Syrus has worked with the Centre for Reworlding on the Creative Resilience Lab: Madison | Dane (2025) , The Future of Canada 2050 (2023) and Protest Methods & Banner Making (2022).
Katia Tynan (she/her)
Collaborator
Katia Tynan is a leader and relationship-builder who currently leads the Resilience and Disaster Risk Reduction team at the City of Vancouver. Katia oversees the implementation of the City of Vancouver's Resilient Vancouver Strategy (2019) and the more recently led the development of Vancouver’s Hazard, Risk, and Vulnerability Analysis (2024), both of which advance the city's understanding of risk and resilience in municipal planning. Her work has advanced disaster risk and climate change adaptation governance and collaboration across departments and intergovernmental working groups. Katia works tirelessly to amplify the voices and needs of communities
disproportionately impacted by disasters and emergencies. Through the Resilient Neighbourhoods Program she has established partnerships with over 25 community-based organizations to deliver essential services to their communities for extreme heat and wildfire smoke events.
Katia holds a BA in Geography and Political Science, an MA in Disaster & Emergency Management, a certificate in strategic foresight, and is currently working towards her MSc in Health Equity and Sustainability.
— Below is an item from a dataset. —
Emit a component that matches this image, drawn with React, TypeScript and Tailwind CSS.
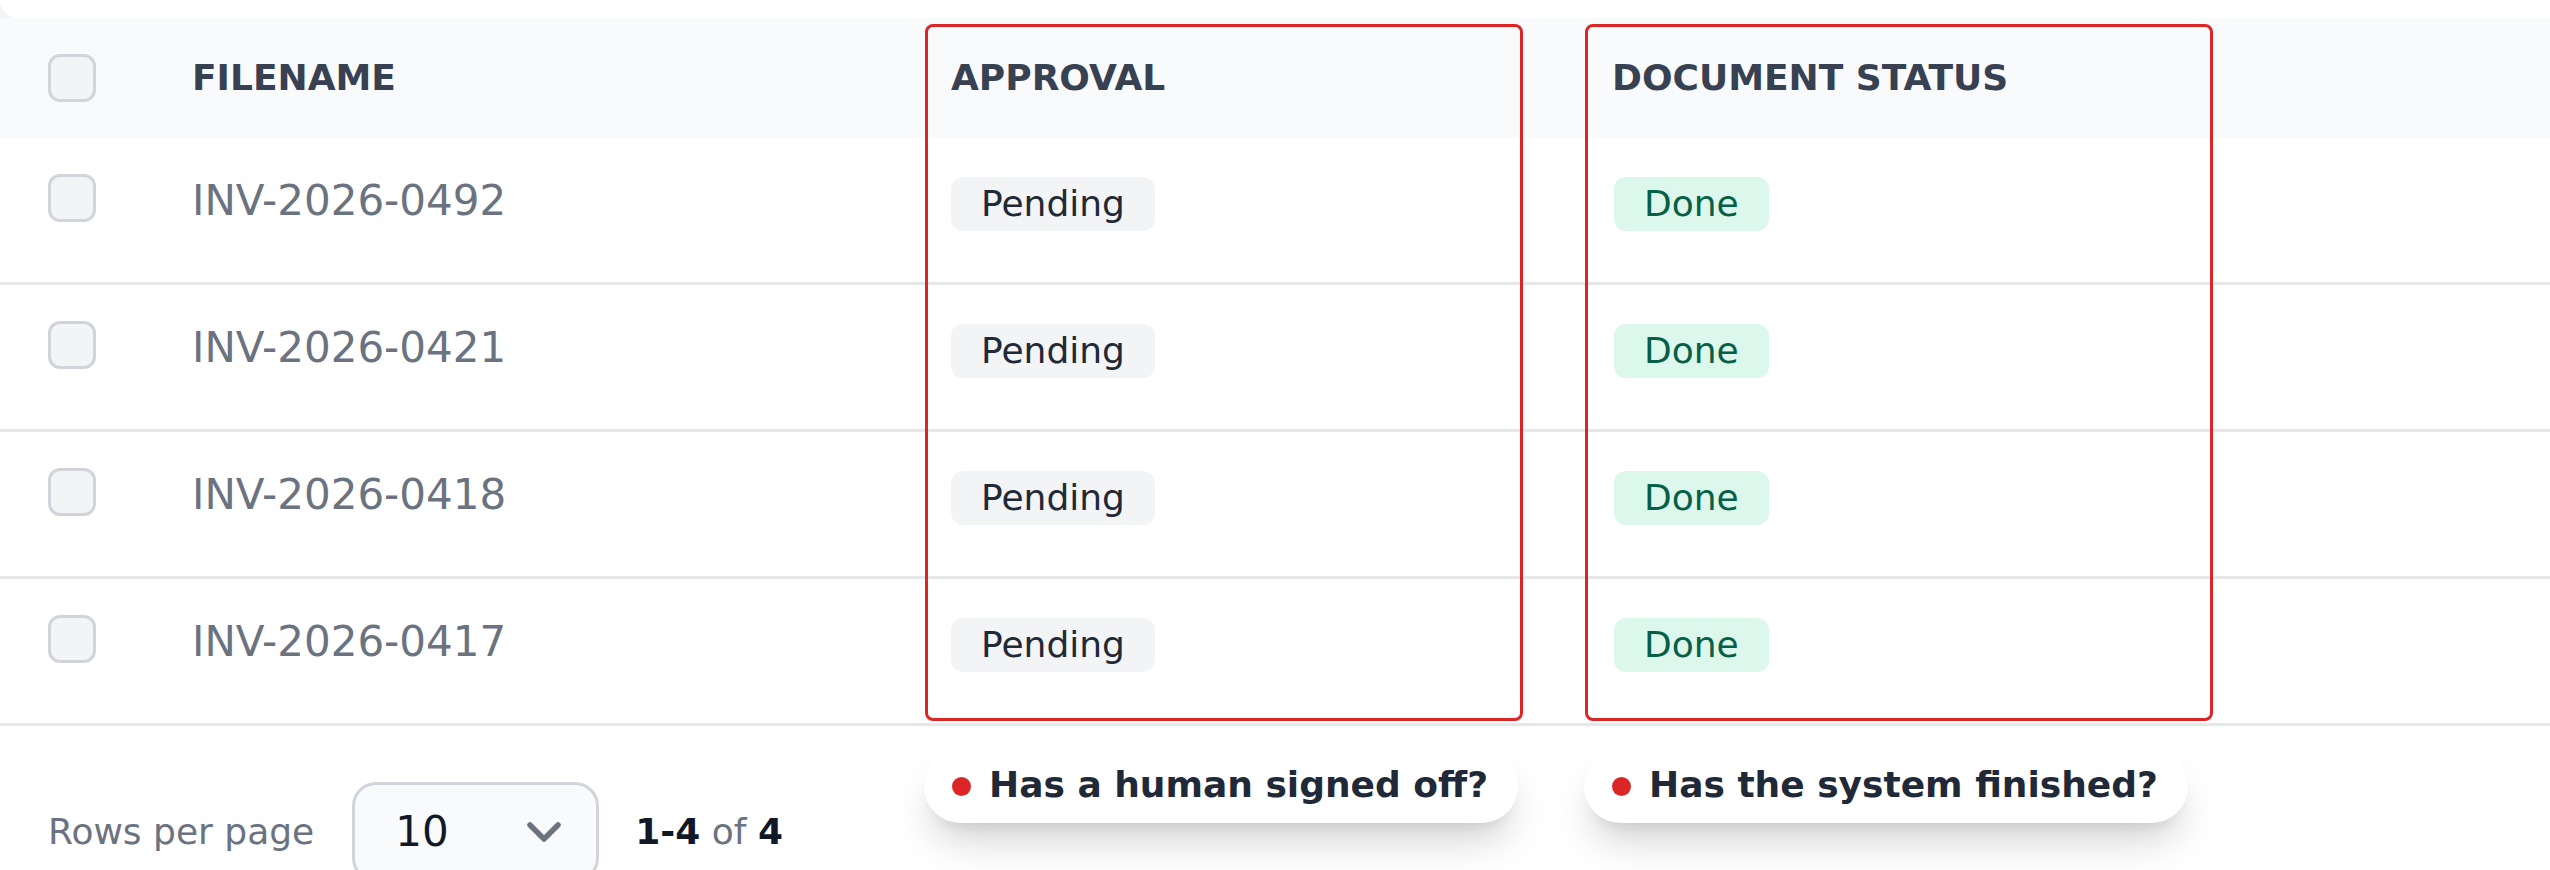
import React from "react";

function Checkbox({ className = "" }: { className?: string }) {
  return (
    <div
      className={
        "w-[48px] h-[48px] rounded-[12px] border-[3px] border-[#d1d5db] bg-[#f3f4f6] " +
        className
      }
    />
  );
}

const rows = ["INV-2026-0492", "INV-2026-0421", "INV-2026-0418", "INV-2026-0417"];

export default function App() {
  return (
    <div className="relative w-[2550px] h-[870px] overflow-hidden bg-white font-['DejaVu_Sans',sans-serif]">
      {/* top strip */}
      <div className="h-[18px] bg-[#f3f4f6]">
        <div className="h-full bg-white rounded-bl-[24px]" />
      </div>

      {/* header */}
      <div className="grid grid-cols-[145px_758px_664px_1fr] h-[120px] bg-[#f9fafb] items-center">
        <div className="pl-[48px] flex">
          <Checkbox />
        </div>
        <div className="pl-[47px] text-[36px] leading-[48px] font-bold text-[#374151]">FILENAME</div>
        <div className="pl-[48px] text-[36px] leading-[48px] font-bold text-[#374151]">APPROVAL</div>
        <div className="pl-[45px] text-[36px] leading-[48px] font-bold text-[#374151]">DOCUMENT STATUS</div>
      </div>

      {/* rows */}
      {rows.map((r) => (
        <div
          key={r}
          className="grid grid-cols-[145px_758px_664px_1fr] h-[147px] border-b-[3px] border-[#e5e7eb] items-center pb-[18px]"
        >
          <div className="pl-[48px] flex">
            <Checkbox className="mb-[6px]" />
          </div>
          <div className="pl-[47px] text-[42px] leading-[60px] text-[#6b7280]">{r}</div>
          <div className="pl-[48px] flex">
            <span className="mt-[6px] h-[54px] px-[30px] flex items-center rounded-[12px] bg-[#f3f4f6] text-[36px] leading-[48px] text-[#1f2937]">
              Pending
            </span>
          </div>
          <div className="pl-[47px] flex">
            <span className="mt-[6px] h-[54px] px-[30px] flex items-center rounded-[12px] bg-[#dcf7eb] text-[36px] leading-[48px] text-[#065f46]">
              Done
            </span>
          </div>
        </div>
      ))}

      {/* footer */}
      <div className="flex items-center pl-[48px] pt-[56px]">
        <span className="text-[36px] leading-[48px] text-[#6b7280]">Rows per page</span>
        <div className="ml-[38px] w-[247px] h-[100px] shrink-0 border-[3px] border-[#d1d5db] rounded-[24px] bg-[#f9fafb] flex items-center justify-between pl-[40px] pr-[34px]">
          <span className="text-[42px] leading-[60px] text-[#111827]">10</span>
          <svg width="36" height="22" viewBox="0 0 36 22" fill="none">
            <path d="M4 4 L18 18 L32 4" stroke="#6b7280" strokeWidth="5.5" strokeLinecap="round" strokeLinejoin="round" />
          </svg>
        </div>
        <span className="ml-[36px] text-[36px] leading-[48px] text-[#6b7280]">
          <b className="font-bold text-[#111827]">1-4</b> of <b className="font-bold text-[#111827]">4</b>
        </span>
      </div>

      {/* annotation boxes */}
      <div className="absolute left-[925px] top-[24px] w-[598px] h-[697px] border-[3px] border-[#dc2626] rounded-[8px]" />
      <div className="absolute left-[1585px] top-[24px] w-[628px] h-[697px] border-[3px] border-[#dc2626] rounded-[8px]" />

      {/* annotation pills */}
      <div className="absolute left-[924px] top-[750px] h-[73px] flex items-center gap-[18px] pl-[28px] pr-[30px] pb-[4px] rounded-full bg-white shadow-[0_24px_40px_-8px_rgba(0,0,0,0.18),0_10px_16px_-10px_rgba(0,0,0,0.12)]">
        <span className="w-[19px] h-[19px] mt-[4px] rounded-full bg-[#dc2626]" />
        <span className="text-[36px] leading-[48px] font-bold text-[#1f2937]">Has a human signed off?</span>
      </div>
      <div className="absolute left-[1584px] top-[750px] h-[73px] flex items-center gap-[18px] pl-[28px] pr-[30px] pb-[4px] rounded-full bg-white shadow-[0_24px_40px_-8px_rgba(0,0,0,0.18),0_10px_16px_-10px_rgba(0,0,0,0.12)]">
        <span className="w-[19px] h-[19px] mt-[4px] rounded-full bg-[#dc2626]" />
        <span className="text-[36px] leading-[48px] font-bold text-[#1f2937]">Has the system finished?</span>
      </div>
    </div>
  );
}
She has extensive experience in research, planning, program management, and hands-on response efforts. Her person-centred, community-building approach is reflected in her work at the local and the global level as a member of the Resilient Cities Network. You can find Katia’s thoughts on the importance of integrating artists in emergency management and disaster risk reduction here.
Katia worked with us (pre-Centre for Reworlding) on the first Creative Resilience Lab (Vancouver, 2019) and recently on the Creative Resilience Lab: Madison | Dane.